Michael Spence, a Nobel laureate in economics, is Professor of Economics Emeritus and a former dean of the Graduate School of Business at Stanford University. He is Senior Fellow at the Hoover Institution, Senior Adviser to General Atlantic, and Chairman of the firm’s Global Growth Institute. He serves on the Academic Committee at Luohan Academy, and chairs the Advisory Board of the Asia Global Institute. He was Chairman of the independent Commission on Growth and Development, an international body that from 2006-10 analyzed opportunities for global economic growth, and is the author of The Next Convergence: The Future of Economic Growth in a Multispeed World (Macmillan Publishers, 2012).

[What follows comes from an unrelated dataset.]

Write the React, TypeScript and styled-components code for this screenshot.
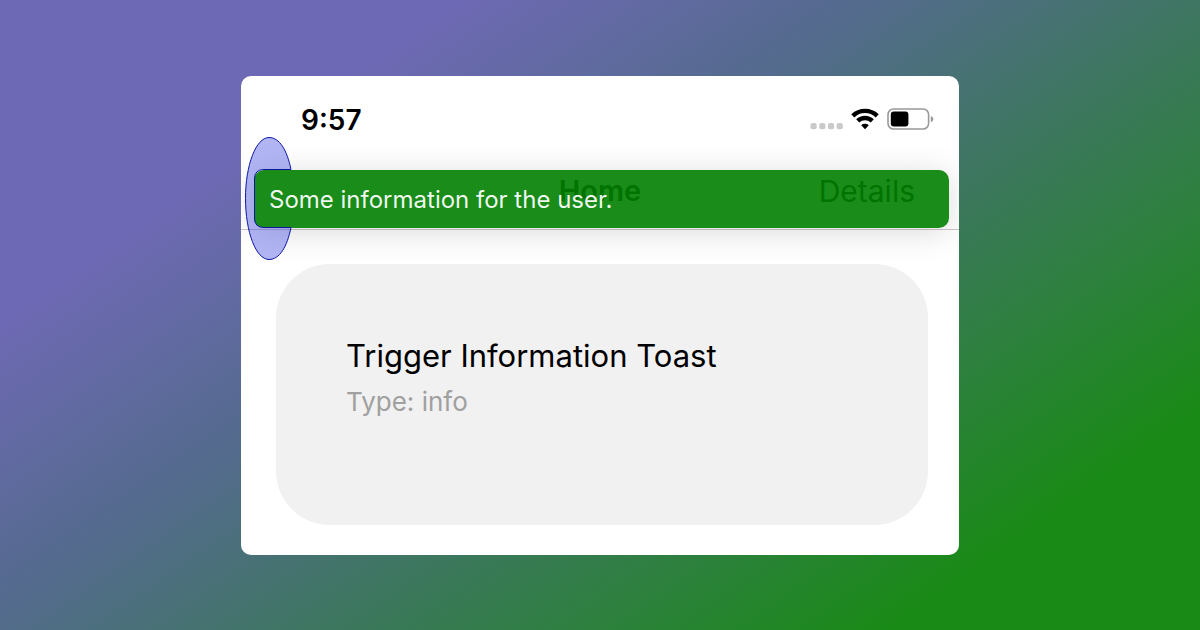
import React from "react";
import styled, { createGlobalStyle } from "styled-components";

const GlobalStyle = createGlobalStyle`
  * { box-sizing: border-box; }
  body { margin: 0; }
  h1 { margin: 0; }
`;

const Page = styled.main`
  min-height: 100vh;
  padding: 76px 24px 75px;
  display: flex;
  justify-content: center;
  align-items: flex-start;
  background: linear-gradient(145deg, #6e69b4 22%, #536b8c 42%, #1a8a17 85%);
  font-family: Inter, "Liberation Sans", sans-serif;
`;

const Screen = styled.section`
  position: relative;
  width: 100%;
  max-width: 718px;
  border-radius: 10px;
  background: #fff;
  overflow: hidden;
`;

const StatusBar = styled.div`
  display: flex;
  align-items: center;
  justify-content: space-between;
  height: 86px;
  padding: 0 25px 0 60px;
`;

const Clock = styled.time`
  padding-top: 2px;
  font-size: 28px;
  line-height: 32px;
  font-weight: 600;
  color: #000;
`;

const StatusIcons = styled.svg`
  display: block;
  width: 126px;
  height: 24px;
`;

const NavBar = styled.header`
  display: grid;
  grid-template-columns: 1fr auto 1fr;
  align-items: center;
  height: 68px;
  padding: 0 44px 10px;
  border-bottom: 1px solid #d0c6cc;
  color: #000;
`;

const NavTitle = styled.h1`
  grid-column: 2;
  font-size: 29px;
  line-height: 36px;
  font-weight: 600;
`;

const NavLink = styled.a`
  justify-self: end;
  font-size: 30px;
  line-height: 36px;
  color: #000;
  text-decoration: none;
`;

const Content = styled.div`
  padding: 34px 31px 30px 35px;
`;

const TriggerCard = styled.button`
  display: block;
  width: 100%;
  min-height: 261px;
  padding: 0 70px 30px;
  border: 0;
  border-radius: 54px;
  background: #f1f1f1;
  font-family: inherit;
  text-align: left;
`;

const CardTitle = styled.span`
  display: block;
  font-size: 31px;
  line-height: 44px;
  color: #000;
`;

const CardType = styled.span`
  display: block;
  font-size: 26px;
  line-height: 48px;
  color: #a0a0a0;
`;

const Toast = styled.div`
  position: absolute;
  top: 94px;
  left: 13px;
  right: 10px;
  height: 58px;
  padding: 2px 15px 0;
  display: flex;
  align-items: center;
  border-radius: 10px;
  background: rgba(0, 128, 0, 0.9);
  box-shadow: 0 4px 32px rgba(0, 0, 0, 0.15);
  color: rgba(255, 255, 255, 0.94);
  font-size: 24px;
  line-height: 32px;
`;

const Highlight = styled.svg`
  position: absolute;
  top: 60px;
  left: 3px;
  width: 50px;
  height: 126px;
`;

export default function App() {
  return (
    <>
      <GlobalStyle />
      <Page>
        <Screen>
          <StatusBar>
            <Clock>9:57</Clock>
            <StatusIcons viewBox="0 0 126 24" aria-hidden="true">
              <g fill="#cacaca">
                <rect x="2.5" y="16" width="6.2" height="6.2" rx="2" />
                <rect x="11.2" y="16" width="6.2" height="6.2" rx="2" />
                <rect x="19.9" y="16" width="6.2" height="6.2" rx="2" />
                <rect x="28.6" y="16" width="6.2" height="6.2" rx="2" />
              </g>
              <g fill="none" stroke="#000" strokeWidth="4.4">
                <path d="M44.8 8.8 A17.6 17.6 0 0 1 69.2 8.8" />
                <path d="M49.7 13.9 A10.6 10.6 0 0 1 64.3 13.9" />
              </g>
              <path d="M57 22.2 L53.2 18.3 A5.6 5.6 0 0 1 60.8 18.3 Z" fill="#000" />
              <rect x="80" y="2" width="40.6" height="20" rx="5.5" fill="#fff" stroke="#999" strokeWidth="1.6" />
              <rect x="82.8" y="4.6" width="17.6" height="15" rx="3" fill="#000" />
              <path d="M122.8 9 Q125.4 10 125.4 12.1 Q125.4 14.3 122.8 15.3 Z" fill="#999" />
            </StatusIcons>
          </StatusBar>
          <NavBar>
            <NavTitle>Home</NavTitle>
            <NavLink href="#details">Details</NavLink>
          </NavBar>
          <Content>
            <TriggerCard type="button">
              <CardTitle>Trigger Information Toast</CardTitle>
              <CardType>Type: info</CardType>
            </TriggerCard>
          </Content>
          <Toast role="status">Some information for the user.</Toast>
          <Highlight viewBox="0 0 50 126" aria-hidden="true">
            <path
              d="M47 33.5 C43 14 35.5 1.5 25 1.5 C12 1.5 1.5 29 1.5 62.5 C1.5 96 12 123.5 25 123.5 C35.5 123.5 43 111 47 91.5 H20 Q10.5 91.5 10.5 82 V43 Q10.5 33.5 20 33.5 Z"
              fill="rgba(60, 70, 225, 0.4)"
              stroke="#0c15a0"
            />
          </Highlight>
        </Screen>
      </Page>
    </>
  );
}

NEW YORK – Before the crisis of 2008, the International Monetary Fund was in decline. Demand for loans was low, leaving it short of revenue. Asia remained leery of the Fund a full ten years after the currency crises of the late 1990’s. Its analytical talents remained high but downsizing placed them at risk.
The crisis changed all that. It became clear that the IMF has a crucial role to play in dealing with crisis-induced instability. Moreover, because of the Fund’s broad and deeply embedded multinational expertise, its activities are central to achieving globally cooperative solutions to economic and financial problems. Without such solutions, the system will tend to become periodically unstable, and to go off on unsustainable paths that end destructively. We have just lived through one of these episodes.
The IMF is needed for several key purposes. One involves crisis response. In a global financial upheaval like our most recent one, capital flows shift abruptly and dramatically, causing credit, financing, and balance-of-payments problems, as well as volatile exchange rates. Left unattended, these problems can cause widespread damage in a wide range of countries, many of which are innocent bystanders.